An online cross-sectional survey of adults in the UAE was conducted in June 2022. Information on monkeypox-related beliefs, perceived risks, knowledge, worry, anxiety, previous COVID-19 infection and vaccination status, and willingness to receive a vaccine for monkeypox was collected. Bivariate and logistic regression analysis determined associations and predictors between dependent and outcome variables.

A total of 959 participants were included in the analysis. A median knowledge score of (12/19) indicated suboptimal knowledge. Only a quarter of participants believed they were at high risk of monkeypox infection; however, 46% believed that infection would have a significant impact on their health, and 57% believed that fear of monkeypox in the community was justified.

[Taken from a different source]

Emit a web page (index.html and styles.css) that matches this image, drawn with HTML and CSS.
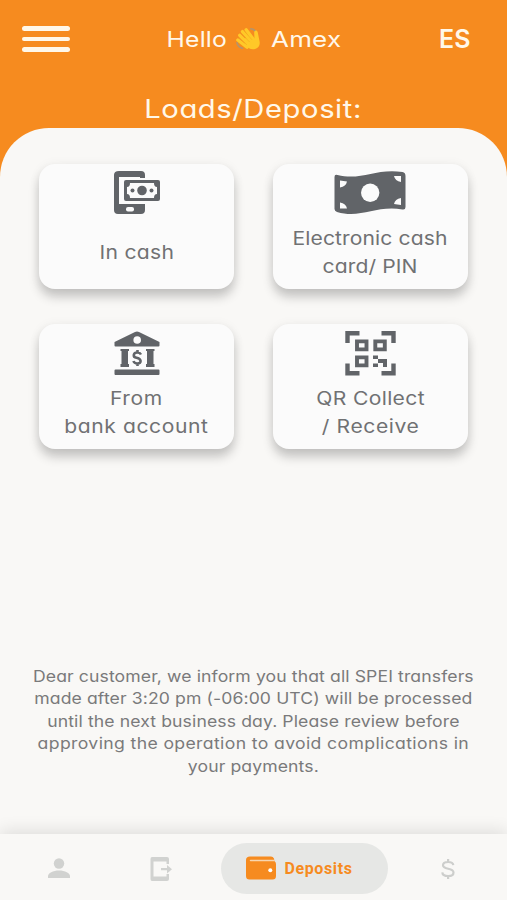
FILE: index.html
```html
<!DOCTYPE html>
<html lang="en">
<head>
    <meta charset="UTF-8">
    <meta name="viewport" content="width=device-width, initial-scale=1.0">
    <title>Loads/Deposit</title>
    <link rel="stylesheet" href="styles.css">
</head>
<body>
    <header>
        <div class="top-bar">
            <button class="menu-button" aria-label="Menu">
                <span></span>
                <span></span>
                <span></span>
            </button>
            <div class="greeting">
                <span class="hello">Hello</span>
                <svg class="wave" viewBox="0 0 28 26" aria-hidden="true">
                    <path d="M17 2q5 0 6 6M2 17q1 5 6 6" fill="none" stroke="#b5946c" stroke-width="1.800" stroke-linecap="round"/>
                    <path d="M5 9l11 11M8 5l11 12M12 3l9 12M3 14l10 8" stroke="#ffc928" stroke-width="3.600" stroke-linecap="round"/>
                    <path d="M10 12l11 1l-.3-7c0-3 3.300-3 3.800-.5l2 10c1 5-2 8-6 8.500c-4 .4-6-1-9-4z" fill="#ffc928"/>
                    <path d="M6.500 7l9 9M10 4.500l8 9M4.500 12l8 7" stroke="#f0a81c" stroke-width=".6" stroke-linecap="round"/>
                </svg>
                <span class="name">Amex</span>
            </div>
            <div class="lang">ES</div>
        </div>
        <h1>Loads/Deposit:</h1>
    </header>

    <main>
        <div class="cards">
            <div class="card single">
                <svg width="48" height="46" viewBox="0 0 48 46">
                    <path d="M6 1h22q4 0 4 4v3h-5V7H6v27h26v6q0 4-4 4H5q-4 0-4-4V5q0-4 5-4z" fill="#616468"/>
                    <rect x="13" y="37" width="8" height="4.500" rx="2" fill="#fbfbfb"/>
                    <rect x="9" y="8" width="39" height="25" fill="#fbfbfb"/>
                    <rect x="11" y="10" width="36" height="21" rx="2" fill="#616468"/>
                    <path d="M17 13h24q0 4 3 4v7q-3 0-3 4H17q0-4-3-4v-7q3 0 3-4z" fill="#fbfbfb"/>
                    <circle cx="29" cy="20.500" r="4.800" fill="#616468"/>
                    <circle cx="19.500" cy="20.500" r="2" fill="#616468"/>
                    <circle cx="38.500" cy="20.500" r="2" fill="#616468"/>
                </svg>
                <p><span class="wide-1">In cash</span></p>
            </div>
            <div class="card bill">
                <svg width="72" height="46" viewBox="0 0 72 46">
                    <path d="M.500 7q0-3 3-2c24 6 38-7 65-3q3 .5 3 4v31q0 3-3 2.500C42 35 27 49 3 42q-2.500-1-2.500-3z" fill="#616468"/>
                    <circle cx="36.200" cy="22.800" r="9.200" fill="#fbfbfb"/>
                    <path d="M6 10.500l7 1q-1 5-7 6zM6 38.500l7 0q-1-5-7-6zM67 6l-7 0q1 5 7 6zM67 35l-7-1q1-5 7-6z" fill="#fbfbfb"/>
                </svg>
                <p><span>Electronic cash</span><span>card/ PIN</span></p>
            </div>
            <div class="card">
                <svg width="46" height="46" viewBox="0 0 46 46">
                    <path d="M.500 12L21 2q2-1 4 0l20.500 10v3.500q0 1-1 1h-43q-1 0-1-1zM1.500 39.500h43q1 0 1 1V44q0 1-1 1h-43q-1 0-1-1v-3.500q0-1 1-1z" fill="#616468"/>
                    <circle cx="23.200" cy="10" r="3.800" fill="#fbfbfb"/>
                    <path d="M6.500 19H15v2h-1v13h1v3H6.500v-3h1V21h-1zM32 19h8.500v2h-1v13h1v3H32v-3h1V21h-1z" fill="#616468"/>
                    <path d="M27 24.500c-.8-1.500-2-2-3.500-2c-4.500 0-5 4.500-1 5.200c5 .9 5.500 5.800 1 5.800c-2 0-3.500-.7-4-2.500M23.500 20v3M23.500 33v3" fill="none" stroke="#616468" stroke-width="2.600"/>
                </svg>
                <p><span class="wide-2">From</span><span class="wide-2">bank account</span></p>
            </div>
            <div class="card">
                <svg width="51" height="46" viewBox="0 0 51 46">
                    <path d="M2.500 13V3.300H14.500M36.500 3.300H48.500V13M2.500 33.500V43.200H14.500M36.500 43.200H48.500V33.500" fill="none" stroke="#616468" stroke-width="4.400"/>
                    <path d="M12 11.400h9.500v8H12zM30.300 11.400h9.500v8h-9.500zM12 27.400h9.500v8H12z" fill="none" stroke="#616468" stroke-width="3.900"/>
                    <path d="M28 25.500h5V29h-5zM33 29h9v8h-4v-4h-5zM28 33.500h5V37h-5z" fill="#616468"/>
                </svg>
                <p><span class="wide-1">QR Collect</span><span class="wide-2">/ Receive</span></p>
            </div>
        </div>

        <p class="notice">
            <span>Dear customer, we inform you that all SPEI transfers</span>
            <span>made after 3:20 pm (-06:00 UTC) will be processed</span>
            <span>until the next business day. Please review before</span>
            <span class="wide-1">approving the operation to avoid complications in</span>
            <span>your payments.</span>
        </p>
    </main>

    <nav>
        <a class="nav-item profile">
            <svg width="22" height="21" viewBox="0 0 22 21" fill="#d1d2d0">
                <circle cx="11" cy="5.500" r="5.200"/>
                <path d="M0 20v-2c0-3 5-5.500 11-5.500s11 2.500 11 5.500v2z"/>
            </svg>
        </a>
        <a class="nav-item send">
            <svg width="22" height="26" viewBox="0 0 22 26" fill="#d1d2d0">
                <path d="M2 1h15q2 0 2 2v5h-2.500V5.500h-13v15h13V18H19v5q0 2-2 2H2q-1.500 0-1.500-2V3Q.5 1 2 1z"/>
                <path d="M11 12h6V9l5 4.200l-5 4.200v-3.200h-6z"/>
            </svg>
        </a>
        <a class="nav-item active">
            <svg width="30" height="24" viewBox="0 0 30 24">
                <path d="M4 .5h21q2 0 3 2l.3 2.500q1.700 1 1.700 3v12q0 3.500-3.500 3.500h-23Q0 23.500 0 20V4Q0 .5 4 .5z" fill="#f68b1f"/>
                <path d="M4.500 4.500H28" stroke="#f8d6ae" stroke-width="1.500" stroke-linecap="round"/>
                <circle cx="24.300" cy="14.300" r="2" fill="#fff"/>
            </svg>
            <span>Deposits</span>
        </a>
        <a class="nav-item money">
            <svg width="14" height="20" viewBox="0 0 14 20">
                <path d="M12.300 6.200C12 4 10 3 7.200 3C4 3 2 4.200 2 6.300C2 11 12.500 8.500 12.500 13.400C12.500 15.800 10.300 17 7.200 17C4 17 1.500 15.800 1.300 13.300M7.100 0v3M7.100 17v3" fill="none" stroke="#cdcecc" stroke-width="2.200"/>
            </svg>
        </a>
    </nav>
</body>
</html>
```
FILE: styles.css
```css
* {
    box-sizing: border-box;
}
body {
    font-family: 'Inter', sans-serif;
    font-feature-settings: "cv11";
    margin: 0;
    height: 900px;
    background-color: #f68b1f;
    color: #707173;
    display: flex;
    flex-direction: column;
    overflow: hidden;
}
header {
    height: 128px;
    color: #fff8ea;
}
.top-bar {
    display: grid;
    grid-template-columns: 141px 1fr 145px;
    align-items: center;
    height: 78px;
}
.menu-button {
    display: flex;
    flex-direction: column;
    gap: 6px;
    width: 48px;
    margin-left: 22px;
    padding: 0;
    border: none;
    background: none;
}
.menu-button span {
    height: 4.600px;
    border-radius: 3px;
    background-color: #fff8ea;
}
.greeting {
    display: flex;
    align-items: center;
    justify-content: center;
    font-size: 22px;
    letter-spacing: 0.200px;
}
.hello {
    transform: scaleX(1.12);
    transform-origin: right;
}
.name {
    transform: scaleX(1.180);
    transform-origin: left;
}
.wave {
    width: 26px;
    height: 24px;
    margin: 0 10px 0 8px;
}
.lang {
    font-size: 25px;
    font-weight: 600;
    margin-left: 77px;
}
h1 {
    width: fit-content;
    margin: 15px auto 0;
    font-size: 25.500px;
    font-weight: 400;
    line-height: 32px;
    letter-spacing: 0.500px;
    transform: scaleX(1.145);
}
main {
    flex: 1;
    display: flex;
    flex-direction: column;
    background-color: #f9f8f6;
    border-radius: 49px 49px 0 0;
    padding: 36px 39px 0;
}
.cards {
    display: grid;
    grid-template-columns: 195px 195px;
    gap: 35px 39px;
}
.card {
    height: 125px;
    padding-top: 6px;
    display: flex;
    flex-direction: column;
    align-items: center;
    background-color: #fbfbfb;
    border-radius: 16px;
    box-shadow: 0 8px 11px rgba(0, 0, 0, 0.2), 0 1px 12px rgba(0, 0, 0, 0.06);
}
.card.bill svg {
    margin-right: 2px;
}
.card p {
    margin: 8px 0 0;
    display: flex;
    flex-direction: column;
    align-items: center;
    font-size: 18.500px;
    line-height: 28px;
    letter-spacing: 0.100px;
    white-space: nowrap;
    transform: scaleX(1.14);
}
.card .wide-1 {
    letter-spacing: 0.300px;
}
.card .wide-2 {
    letter-spacing: 0.520px;
}
.card.single p {
    margin-top: 22px;
}
.notice {
    align-self: center;
    margin: auto 0 57px;
    display: flex;
    flex-direction: column;
    align-items: center;
    color: #7a7a7b;
    font-size: 16px;
    line-height: 22.400px;
    letter-spacing: 0.100px;
    white-space: nowrap;
    transform: scaleX(1.1);
}
.notice .wide-1 {
    letter-spacing: 0.340px;
}
nav {
    height: 66px;
    display: grid;
    grid-template-columns: 117px 87px 200px 88px;
    align-items: center;
    background-color: #f9f8f6;
    box-shadow: 0 -3px 16px rgba(0, 0, 0, 0.11);
}
.nav-item {
    display: flex;
    align-items: center;
    justify-content: center;
}
.nav-item.profile {
    padding-top: 3px;
}
.nav-item.send {
    padding-top: 4px;
}
.nav-item.money {
    padding-top: 4px;
}
.nav-item.active {
    width: 167px;
    height: 51px;
    margin: 2px 0 0 17px;
    gap: 9px;
    border-radius: 26px;
    background-color: #e6e7e5;
    color: #f68b1f;
    font-family: 'Roboto', sans-serif;
    font-size: 16px;
    font-weight: 700;
    letter-spacing: 0.600px;
    padding-right: 11px;
}
```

Knowledge scores were higher among women, healthcare workers, and those whose sources of information were considered reliable. Perceived high risk of infection, changes in precautionary measures, and belief that treatment would be difficult predicted higher levels of worry and anxiety among participants. Participants with higher levels of worry and who had received two or more doses of the COVID-19 vaccine were more likely to take a vaccine once it became available.

These findings demonstrate low levels of knowledge and high levels of worry and anxiety among the UAE population and highlight the need for raising public awareness regarding monkeypox and future outbreaks. Additionally, these findings will inform policymakers and health regulators on the promotion of vaccination campaigns.